Four years after the crisis, per capita incomes are back to
the levels of the mid-1990s, and more than three times higher
than in 1970. The distribution of income and key social
indicators have also improved over this period, leading to a
substantial reduction in poverty. Latest data suggest that about
13 percent of the population is below the poverty line -- less
than half the peak levels recorded during the crisis and close to
the pre-crisis lows. Despite the impact of the crisis,
Indonesia's record on poverty reduction over the past 30 years
remains one of the best in the world.

So, if the economy is indeed starting to recover, with
positive benefits for the poor, why do so many still feel
pessimistic? There are several factors:

o First, the crisis has no doubt dashed the high expectations
of the earlier high-growth period. Poor families who were saving
for a TV, motorcycle or schooling for their children saw their
real wealth and income prospects severely eroded. Many middle-
class Indonesians lost their jobs, while new graduates struggled
to find suitable employment opportunities.

o Second, many people are still living just above the poverty
line and feel vulnerable to further shocks. More than half of
the population lives on less that US$2 per day. Many of these
are poor or will become poor if they lose their job, suffer a
family illness, get caught up in local conflicts, or have to pay
more for basic commodities, such as rice.

o Third, Indonesia's prospects have been clouded by the high
levels of debt built up during the crisis. Government debt rose
from only 34 percent of gross domestic product (GDP) at the end
of 1997 to over 100 percent at the end of 2000. Most of this
increase was from domestic bonds, issued by the government to
recapitalize ailing or bankrupt banks. Because of the resulting
debt service payments, the government has limited fiscal leeway
to stimulate the economy or fund pro-poor programs.

o Fourth, political transition and turmoil have left people
feeling uncertain about the future direction of the country.
Lawlessness, corruption, collusion and nepotism (KKN) and
political deals are now much more visible than before. But
people are less sure of the government's capacity to function in
a more democratic and decentralized environment. Some are
despondent about the prospects for reform. While others long for
the strong leadership and greater certainty of the past.

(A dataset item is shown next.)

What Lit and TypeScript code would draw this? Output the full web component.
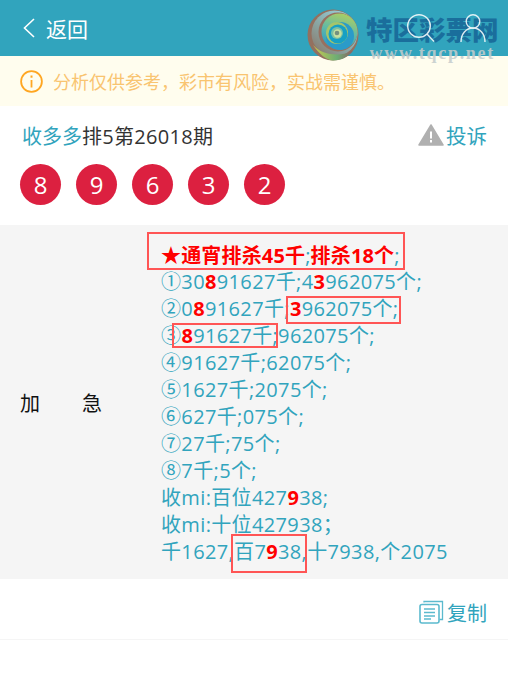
import { LitElement, html, css } from "lit";
import { customElement } from "lit/decorators.js";

const R = (s: string) => html`<b class="r">${s}</b>`;

@customElement("app-root")
export class AppRoot extends LitElement {
  static styles = css`
    :host { display: block; position: relative; width: 508px; height: 689px; overflow: hidden; background: #fff;
      font-family: "Open Sans", "Noto Sans CJK SC", sans-serif; font-size: 20px; color: #333; }
    .top { height: 56px; background: #31a4bd; display: flex; align-items: center; padding: 0 22px 0 23px; gap: 11px; color: #fff; font-size: 21px; box-sizing: border-box; }
    .top .sp { flex: 1; }
    .top svg.b { display: block; }
    .ic { display: flex; gap: 25px; position: relative; z-index: 2; opacity: .85; }
    .notice { height: 50px; background: #fffdee; display: flex; align-items: center; gap: 10px; padding: 0 20px; font-size: 18px; color: #f9c470; }
    .notice svg { flex: none; }
    .head { height: 58px; display: flex; align-items: center; justify-content: space-between; padding: 0 21px 0 22px; }
    .head .l { color: #333; letter-spacing: 0.3px; }
    .t { color: #31a4bd; letter-spacing: 0; }
    .comp { display: flex; align-items: center; gap: 2px; color: #31a4bd; font-size: 20.500px; }
    .balls { display: flex; gap: 15px; padding: 0 20px; height: 61px; }
    .ball { width: 41px; height: 41px; border-radius: 50%; background: #dc2040; color: #fff; display: flex; align-items: center; justify-content: center; font-size: 24px; }
    .row { background: #f5f5f5; height: 354px; display: flex; align-items: center; }
    .lab { width: 82px; margin: 0 59px 0 20px; display: flex; justify-content: space-between; color: #111; }
    .txt { color: #31a4bd; line-height: 26.9px; white-space: nowrap; padding-top: 4px; letter-spacing: 0.36px; }
    .first { letter-spacing: 0.16px; }
    .r { color: #f00; font-weight: 700; }
    .copy { height: 61px; border-bottom: 1px solid #f5f5f5; display: flex; align-items: center; justify-content: flex-end; gap: 3px; padding: 6px 21px 0 0; box-sizing: border-box; color: #31a4bd; font-size: 20px; }
    .box { position: absolute; border: 2px solid #f55; box-sizing: border-box; }
    .mark { position: absolute; left: 307px; top: 9px; display: flex; gap: 7px; pointer-events: none; }
    .mark .w { display: flex; flex-direction: column; align-items: center; }
    .cn { font-size: 26.500px; line-height: 30px; margin-top: 5px; font-weight: 900; color: #1a6e9c; letter-spacing: 0; font-family: "Noto Sans CJK SC", sans-serif; white-space: nowrap; }
    .en { font-family: "Liberation Serif", serif; font-size: 18px; line-height: 18px; font-weight: 700; color: #c4cccc; letter-spacing: 1.700px; opacity: .85; white-space: nowrap; }
  `;

  render() {
    return html`
      <div class="top">
        <svg class="b" width="12" height="20" viewBox="0 0 12 20" fill="none" stroke="#fff" stroke-width="1.6"><path d="M11 1 1.500 10 11 19"/></svg>
        <span>返回</span>
        <span class="sp"></span>
        <div class="ic">
          <svg width="28" height="28" viewBox="0 0 28 28" fill="none" stroke="#fff" stroke-width="1.4"><circle cx="12" cy="12" r="11.300"/><path d="m20 20 7 7.500"/></svg>
          <svg width="26" height="28" viewBox="0 0 26 28" fill="none" stroke="#fff" stroke-width="1.4"><circle cx="13" cy="7.500" r="6.800"/><path d="M1 28c0-8 5-14 12-14s12 6 12 14"/></svg>
        </div>
      </div>
      <div class="notice">
        <svg width="23" height="23" viewBox="0 0 23 23" fill="none" stroke="#ffa621" stroke-width="1.8"><circle cx="11.500" cy="11.500" r="10.400"/><path d="M11.500 10v7.500"/><path d="M11.500 5.500v2.200" stroke-width="2"/></svg>
        <span>分析仅供参考，彩市有风险，实战需谨慎。</span>
      </div>
      <div class="head">
        <span class="l"><span class="t">收多多</span>排5第26018期</span>
        <span class="comp">
          <svg width="26" height="22" viewBox="0 0 26 22"><path fill="#b0b0b0" d="M13 1 25 21H1Z" stroke="#b0b0b0" stroke-width="1.500" stroke-linejoin="round"/><path stroke="#fff" stroke-width="2" d="M13 7.500v7M13 16v2.500"/></svg>
          投诉
        </span>
      </div>
      <div class="balls">
        ${[8, 9, 6, 3, 2].map((n) => html`<div class="ball">${n}</div>`)}
      </div>
      <div class="row">
        <div class="lab"><span>加</span><span>急</span></div>
        <div class="txt">
          <span class="first"><span class="r">★通宵排杀45千</span><span>;</span><span class="r">排杀18个</span>;</span><br />
          ①30${R("8")}91627千;4${R("3")}962075个;<br />
          ②0${R("8")}91627千;${R("3")}962075个;<br />
          ③${R("8")}91627千;962075个;<br />
          ④91627千;62075个;<br />
          ⑤1627千;2075个;<br />
          ⑥627千;075个;<br />
          ⑦27千;75个;<br />
          ⑧7千;5个;<br />
          收mi:百位427${R("9")}38;<br />
          收mi:十位427938；<br />
          千1627,百7${R("9")}38,十7938,个2075
        </div>
      </div>
      <div class="copy">
        <svg width="25" height="24" viewBox="0 0 25 24" fill="none" stroke="#5bbace" stroke-width="1.300"><path d="M5 2.500V1.500h18.500v18h-3"/><rect x="1" y="4.500" width="19" height="18.500" rx="2" stroke-width="1.600"/><path d="M5 9h11M5 12.500h11M5 16h11M5 19h7" stroke-width="1.500"/></svg>
        <span>复制</span>
      </div>

      <div class="box" style="left:147px;top:232px;width:258px;height:38px"></div>
      <div class="box" style="left:286px;top:296px;width:115px;height:28px"></div>
      <div class="box" style="left:172px;top:323px;width:106px;height:25px"></div>
      <div class="box" style="left:231px;top:534px;width:76px;height:39px"></div>

      <div class="mark">
        <svg width="52" height="52" viewBox="0 0 52 52">
          <defs>
            <linearGradient id="a" x1="0.800" y1="0" x2="0.100" y2="0.800"><stop offset="0" stop-color="#9cd3df"/><stop offset=".5" stop-color="#8ab0b0"/><stop offset="1" stop-color="#8a8378"/></linearGradient>
            <linearGradient id="b" x1="0.800" y1="0" x2="0.500" y2="1"><stop offset="0" stop-color="#b3d05c"/><stop offset=".55" stop-color="#5fb9a8"/><stop offset="1" stop-color="#2a9bc9"/></linearGradient>
            <linearGradient id="c" x1="0" y1="0" x2="1" y2="0"><stop offset="0" stop-color="#c9c94e"/><stop offset=".6" stop-color="#6dae74"/><stop offset="1" stop-color="#8d5f63"/></linearGradient>
          </defs>
          <circle cx="26" cy="26" r="25.500" fill="#93705f"/>
          <circle cx="27.500" cy="24.500" r="23" fill="url(#a)"/>
          <path d="M6 36c6 9 14 15.500 20 15.500 9 0 16-4 20-10-10 6-30 6-40-5.500Z" fill="url(#c)"/>
          <circle cx="31" cy="23" r="19.500" fill="#98705f"/>
          <circle cx="32.500" cy="22.500" r="18" fill="url(#b)"/>
          <circle cx="33" cy="27" r="14" fill="#2a9bc9"/>
          <circle cx="30" cy="24" r="11" fill="#a5c56a"/>
          <circle cx="31" cy="25" r="9.500" fill="#17a0c4"/>
          <circle cx="30" cy="24" r="6" fill="#7bc0a4"/>
          <circle cx="30.500" cy="24.500" r="4.200" fill="#c8e0a0"/>
          <circle cx="30" cy="24" r="2.300" fill="#74907f"/>
        </svg>
        <div class="w">
          <div class="cn">特区彩票网</div>
          <div class="en">www.tqcp.net</div>
        </div>
      </div>
    `;
  }
}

o Fifth, the global environment for development is now much
less favorable than before the crisis. World trade is no longer
providing a strong engine of growth, and much of the regional
focus on trade and investment has shifted to China. Financial
markets are still reeling from a string of bad corporate news in
the United States. And heightened security concerns, both here
and abroad, have damaged Indonesia's tourist industry.

So the current mood has less to do with the impact of the
crisis, even though it has been severe in many parts of the
country, and more to do with changed perceptions about the
prospects for the economy. Gone are the days when growth at 7
percent to 8 percent per annum could be taken for granted. Now
the economy is struggling to grow at 3 percent to 4 percent per
annum -- not bad by global standards, but not enough to absorb a
growing labor force with higher real incomes and lower levels of
poverty.

So how should we assess the economic performance of the past
three years? What are the chances of doing better? And what are
the consequences of continuing to "muddle through"?

First the good news. The government has succeeded in
restoring and preserving macroeconomic stability. This has
required tough decisions to rein in the budget deficit, control
the money supply and implement banking reforms. We have seen
constant setbacks and challenges to the discipline of the program
supported by the International Monetary Fund (IMF).

But, at the end of the day, common sense has prevailed. After
many gyrations, the exchange rate and the stock market are now
back to levels prevailing at the time I arrived. Inflation and
interest rates are substantially lower. And, most importantly,
the burden of government debt has started to decline -- from over
100 percent of GDP at the end of 2000 to around 90 percent at the
end of 2001. The debt to GDP ratio is expected to fall further,
to below 80 percent, by the end of this year.

The short-term burden of external debt on the budget has been
limited by the debt rescheduling agreed with the Paris Club.
This in itself is a reward for the government's good record of
macroeconomic management. Some have argued that Indonesia should
push for more radical debt rescheduling or reduction. But my own
view is that Indonesia should be aiming to graduate from the
Paris Club as soon as possible.

External debt levels are not excessively high -- and are
falling steadily due to net repayments. The government can
access highly concessional loans and grants from the Consultative
Group on Indonesia (CGI) to meet its medium-term financing needs
-- and should be looking to restore its creditworthiness in
international financial markets over the longer term. The real
challenge for Indonesia is how to manage its newly-acquired
domestic debt. While debt is inevitably a highly-charged
political issue, these realities are increasingly recognized in
debt debates and policy decisions.

Good macroeconomic management is essential to restore investor
confidence and reduce poverty. Maintaining fiscal and monetary
discipline is therefore the first economic priority -- and will
become even more important (and difficult) as we head into the
2004 election.

The government will have to repay or rollover a sizeable
amount of domestic debt over the next couple of years. This is
manageable, given the proposed resolution of BLBI debts, the
scope for reprofiling bond holdings in state banks, and with
progress on establishing an effective bond market. But it will
require continued budget discipline.

The draft budget for 2003 is encouraging, as it shows that the
government remains firmly committed to reducing the budget
deficit and debt burden. But will the government be able to
resist the temptation of stimulating the economy heading into an
election year? And will it have enough commitment and
credibility to continue managing the economy well -- without the
added discipline of an IMF program? These are the major
macroeconomic risks that you should follow closely over the
coming two years.

Good macroeconomic management is not enough to sustain high
rates of growth. High growth requires structural reforms to make
the economy more efficient and competitive. In this area,
progress over the past three years has generally been
disappointing. We probably should have realized that reforms
would take time: Given the problems inherited from the previous
regime, the strong vested interests against change, and the weak
public institutions to implement it.

We have to be sympathetic to the major challenges and
constraints facing the government. We also have a responsibility
to point out the importance of reform, and to encourage, cajole
and support the government to move ahead as quickly as possible.
This is essential to reap the full benefits of macroeconomic
stability in terms of higher investment, growth, job creation and
poverty reduction.

The above article is abridged from the writer's address to the
Jakarta Foreign Correspondents Club on Aug. 27.